Advertisement

Law Ensures State Benefits for Filipino Veterans Who Go Home

Share
TIMES STAFF WRITER

Filipinos who fought for the United States during World War II will continue to receive state benefits even if they go back to the Philippines, under a new California law.

Surrounded by elderly Filipino veterans, their widows and families, Gov. Gray Davis, a Vietnam veteran, raised his hand in a military salute and ceremoniously signed the legislation Thursday before the War Memorial on Capitol Park’s east lawn. Davis had signed the bill by Assemblyman Gil Cedillo (D-Los Angeles) for real the night before to meet a state deadline.

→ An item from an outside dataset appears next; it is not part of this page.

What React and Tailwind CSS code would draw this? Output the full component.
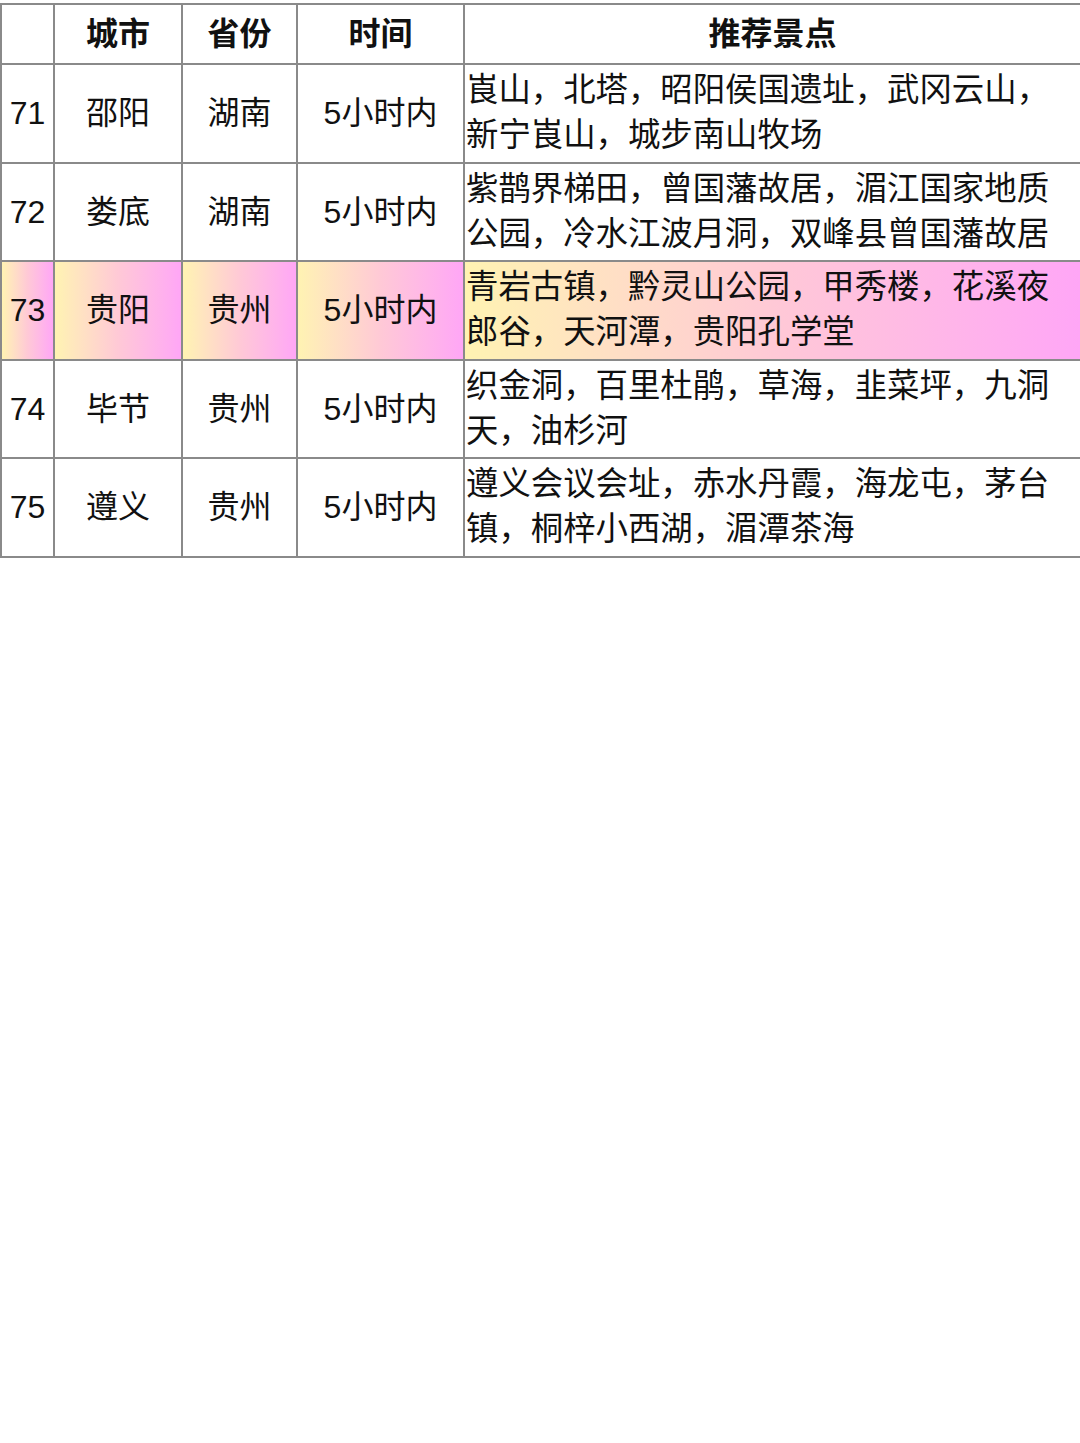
const rows = [
  { no: "71", city: "邵阳", prov: "湖南", time: "5小时内", spots: ["崀山，北塔，昭阳侯国遗址，武冈云山，", "新宁崀山，城步南山牧场"] },
  { no: "72", city: "娄底", prov: "湖南", time: "5小时内", spots: ["紫鹊界梯田，曾国藩故居，湄江国家地质", "公园，冷水江波月洞，双峰县曾国藩故居"] },
  { no: "73", city: "贵阳", prov: "贵州", time: "5小时内", spots: ["青岩古镇，黔灵山公园，甲秀楼，花溪夜", "郎谷，天河潭，贵阳孔学堂"], hot: true },
  { no: "74", city: "毕节", prov: "贵州", time: "5小时内", spots: ["织金洞，百里杜鹃，草海，韭菜坪，九洞", "天，油杉河"] },
  { no: "75", city: "遵义", prov: "贵州", time: "5小时内", spots: ["遵义会议会址，赤水丹霞，海龙屯，茅台", "镇，桐梓小西湖，湄潭茶海"] },
];

const font = { fontFamily: '"Liberation Sans", "Noto Sans CJK SC", sans-serif' };

export default function App() {
  return (
    <div className="w-[1080px] min-h-[1443px] bg-white pt-[3px] text-[#111] [text-spacing-trim:space-all]" style={font}>
      <table className="w-[1080px] border-collapse table-fixed">
        <colgroup>
          <col className="w-[53px]" />
          <col className="w-[128px]" />
          <col className="w-[115px]" />
          <col className="w-[167px]" />
          <col className="w-[617px]" />
        </colgroup>
        <thead>
          <tr className="h-[60px] text-[32px] font-bold">
            <th className="border-2 border-[#8a8a8a]"></th>
            <th className="border-2 border-[#8a8a8a]">城市</th>
            <th className="border-2 border-[#8a8a8a]">省份</th>
            <th className="border-2 border-[#8a8a8a]">时间</th>
            <th className="border-2 border-[#8a8a8a]">推荐景点</th>
          </tr>
        </thead>
        <tbody>
          {rows.map((r) => {
            const bg = r.hot ? "bg-linear-to-r from-[#fff3b2] via-[#ffc9d6] to-[#ffa6f6]" : "";
            return (
              <tr key={r.no} className="h-[98.5px] text-[32px]">
                <td className={`border-2 border-[#8a8a8a] text-center ${bg}`}>{r.no}</td>
                <td className={`border-2 border-[#8a8a8a] text-center ${bg}`}>{r.city}</td>
                <td className={`border-2 border-[#8a8a8a] text-center ${bg}`}>{r.prov}</td>
                <td className={`border-2 border-[#8a8a8a] text-center ${bg}`}>{r.time}</td>
                <td className={`border-2 border-[#8a8a8a] pl-[1px] text-[32.4px] leading-[45px] whitespace-nowrap ${bg}`}>
                  {r.spots.map((line, i) => (
                    <div key={i}>{line}</div>
                  ))}
                </td>
              </tr>
            );
          })}
        </tbody>
      </table>
    </div>
  );
}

“For four long years, these men fought under the American flag, side by side with U.S. soldiers, to free the Philippines from Japanese aggression,” Davis said. “Side by side with U.S. forces, these heroic men beat back aggression, defended liberty and preserved democracy. For that, we owe them our undying gratitude.”

Advertisement

The new law, which is similar to legislation that President Clinton signed last year to benefit Filipinos conscripted into the U.S. Armed Forces during World War II, is largely symbolic. Though about half of the 17,000 Filipino World War II veterans who live in the United States reside in California, only about 650 are expected by veterans’ affairs officials to take advantage of the law and return to their place of birth.

Nevertheless, Cedillo, who represents the section of downtown Los Angeles around Temple Street known as Filipino Town, said it was critical for the government to right a decades-old wrong by giving the veterans at least some of the benefits they had earned.

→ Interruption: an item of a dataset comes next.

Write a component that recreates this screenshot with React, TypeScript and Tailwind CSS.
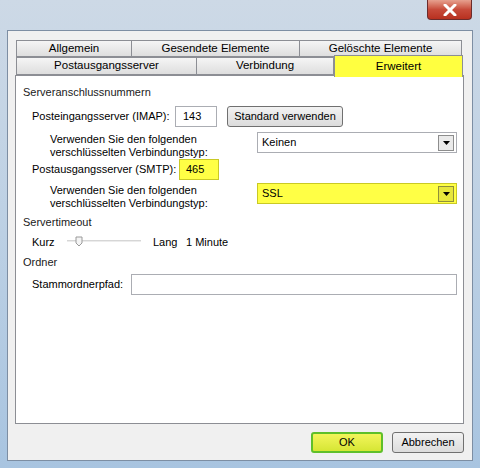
import React from "react";

const font = { fontFamily: '"Liberation Sans", Arial, sans-serif' };

function Tab({ label, width, active }: { label: string; width: string; active?: boolean }) {
  if (active) {
    return (
      <div
        className={`${width} -mt-[2px] h-[22px] -mb-[2px] relative z-10 flex items-center justify-center border border-b-0 border-[#8c8e94] bg-[#ffff40] text-[11.5px] text-black`}
      >
        {label}
      </div>
    );
  }
  return (
    <div
      className={`${width} h-full flex items-center justify-center border border-l-0 first:border-l border-[#8c8e94] bg-gradient-to-b from-[#f5f5f5] to-[#dedede] text-[11.5px] text-black`}
    >
      {label}
    </div>
  );
}

function SectionHeading({ label }: { label: string }) {
  return (
    <div className="flex items-center h-[14px] pr-[8px]">
      <span className="text-[11px] text-[#1a1a1a] leading-none whitespace-nowrap">{label}</span>
      <div className="flex-1 ml-[5px] h-px bg-[#c8ccd2] border-b border-white" />
    </div>
  );
}

function Select({ value, highlight }: { value: string; highlight?: boolean }) {
  return (
    <div
      className={`w-[200px] h-[21px] flex items-center justify-between pl-[4px] pr-[2px] border ${
        highlight ? "bg-[#ffff45] border-[#c9c925]" : "bg-white border-[#abadb3]"
      }`}
    >
      <span className="text-[11px] text-black">{value}</span>
      <div
        className={`w-[16px] h-[16px] flex items-center justify-center border ${
          highlight ? "border-[#8f8f3a] bg-[#e6e63c]" : "border-[#8d8d8d] bg-[#eaeaea]"
        }`}
      >
        <svg width="7" height="4" viewBox="0 0 7 4">
          <path d="M0 0h7L3.5 4z" fill="#000" />
        </svg>
      </div>
    </div>
  );
}

export default function App() {
  return (
    <div
      className="w-[480px] h-[468px] overflow-hidden flex flex-col bg-gradient-to-b from-[#cdd9e6] via-[#bcd0e4] to-[#a8c4e0]"
      style={font}
    >
      <div className="h-[30px] flex justify-end pr-[8px]">
        <div className="w-[45px] h-[20px] rounded-b-[4px] border border-t-0 border-[#6b2b2b] bg-gradient-to-b from-[#e6a08f] via-[#c74a3a] to-[#b8301f] flex items-center justify-center">
          <svg width="14" height="12" viewBox="0 0 14 12">
            <path d="M2 1l10 10M12 1L2 11" stroke="#fff" strokeWidth="3" strokeLinecap="round" />
          </svg>
        </div>
      </div>

      <div className="mx-[7px] h-[431px] bg-[#f0f0f0] border border-[#7d8ea3] flex flex-col pt-[9px] pl-[7px] pr-[8px]">
        <div className="flex h-[17px] ml-[1px] w-[446px]">
          <Tab label="Allgemein" width="w-[116px]" />
          <Tab label="Gesendete Elemente" width="w-[168px]" />
          <Tab label="Gelöschte Elemente" width="w-[162px]" />
        </div>
        <div className="flex h-[18px] ml-[1px] w-[447px]">
          <Tab label="Postausgangsserver" width="w-[181px]" />
          <Tab label="Verbindung" width="w-[137px]" />
          <Tab label="Erweitert" width="w-[129px]" active />
        </div>

        <div className="w-[449px] h-[349px] bg-white border border-[#8c8e94] flex flex-col pl-[7px] pt-[9px] text-[11px] text-black whitespace-nowrap">
          <SectionHeading label="Serveranschlussnummern" />

          <div className="flex items-center h-[21px] mt-[7px] pl-[9px]">
            <span className="w-[143px]">Posteingangsserver (IMAP):</span>
            <div className="w-[42px] h-[21px] border border-[#abadb3] bg-white flex items-center pl-[7px]">143</div>
            <div className="ml-[10px] w-[116px] h-[21px] rounded-[3px] border border-[#707070] bg-gradient-to-b from-[#f2f2f2] to-[#dcdcdc] flex items-center justify-center">
              Standard verwenden
            </div>
          </div>

          <div className="flex h-[27px] mt-[5px] pl-[27px]">
            <div className="w-[207px] leading-[13px] pt-[1px]">
              Verwenden Sie den folgenden
              <br />
              verschlüsselten Verbindungstyp:
            </div>
            <Select value="Keinen" />
          </div>

          <div className="flex items-center h-[21px] mt-0 pl-[9px]">
            <span className="w-[147px]">Postausgangsserver (SMTP):</span>
            <div className="w-[40px] h-[21px] border border-[#c9c925] bg-[#ffff45] flex items-center pl-[6px]">465</div>
          </div>

          <div className="flex h-[27px] mt-[3px] pl-[27px]">
            <div className="w-[207px] leading-[13px] pt-[1px]">
              Verwenden Sie den folgenden
              <br />
              verschlüsselten Verbindungstyp:
            </div>
            <Select value="SSL" highlight />
          </div>

          <div className="mt-[5px]">
            <SectionHeading label="Servertimeout" />
          </div>

          <div className="flex items-center h-[14px] mt-[6px] pl-[9px]">
            <span className="w-[35px]">Kurz</span>
            <svg width="76" height="12" viewBox="0 0 76 12">
              <rect x="0" y="4" width="74" height="2" fill="#d6d6d6" />
              <rect x="0" y="5" width="74" height="1" fill="#ececec" />
              <path d="M9 1h6v6l-3 3-3-3z" fill="#f4f4f4" stroke="#9a9a9a" />
            </svg>
            <span className="ml-[10px] w-[33px]">Lang</span>
            <span>1 Minute</span>
          </div>

          <div className="mt-[6px]">
            <SectionHeading label="Ordner" />
          </div>

          <div className="flex items-center h-[21px] mt-[5px] pl-[9px]">
            <span className="w-[99px]">Stammordnerpfad:</span>
            <div className="w-[326px] h-[21px] border border-[#abadb3] bg-white" />
          </div>
        </div>

        <div className="flex justify-end gap-[9px] mt-[8px]">
          <div className="w-[72px] h-[21px] rounded-[3px] border-2 border-[#5fbf2a] bg-gradient-to-b from-[#f3f55a] to-[#d6e633] flex items-center justify-center text-[11px] text-black">
            OK
          </div>
          <div className="w-[72px] h-[21px] rounded-[3px] border border-[#707070] bg-gradient-to-b from-[#f2f2f2] to-[#dcdcdc] flex items-center justify-center text-[11px] text-black">
            Abbrechen
          </div>
        </div>
      </div>
    </div>
  );
}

“To all the great Filipino veterans, thank you,” Cedillo said to cheers from the audience. “We love you.”

About 200,000 Filipino soldiers fought alongside American servicemen during World War II, relying on a promise by President Franklin D. Roosevelt that they would receive full veterans’ benefits. But in 1946, Congress passed the postwar Recision Act, which excluded Filipinos from the benefits offered by the GI Bill of Rights.

Many of the Filipino veterans who settled in the United States have died--their numbers are a fraction of what they were even five years ago. But after years of fighting for the benefits they consider rightfully theirs, they have begun to win some political support--especially from Clinton, who four years ago signed a proclamation honoring their service.

The federal law now allows the veterans to return to the Philippines and keep 75% of monthly Supplemental Social Security benefits, or $384. The state law, which will take effect next year, will allow Philippine-bound veterans to keep all of their $215 in monthly State Supplementary Program benefits for the aged, blind and disabled, as long as the veterans were eligible for benefits last year.

Advertisement

In other moves this week, Davis signed environmental protection legislation by Assemblyman Kevin Shelley (D-San Francisco) to implement some of the policies outlined in the state budget, including converting agricultural waste that is otherwise burned in fields into clean energy.

But in his signing message, he criticized a program for a new study of the polluted white croaker population off the Palos Verdes shelf, which contains the nation’s largest deposit of DDT and PCBs, or polychlorinated biphenyls. Similar studies have already been done and the federal government has provided $3.1 million to enforce an existing no-fishing zone, Davis said, so it is “questionable” whether another study is needed.

Davis also signed legislation by Assemblyman George Runner (R-Lancaster) that requires the California State Lottery to post the odds of winning its prizes in all television and print advertising. It does not apply to billboards.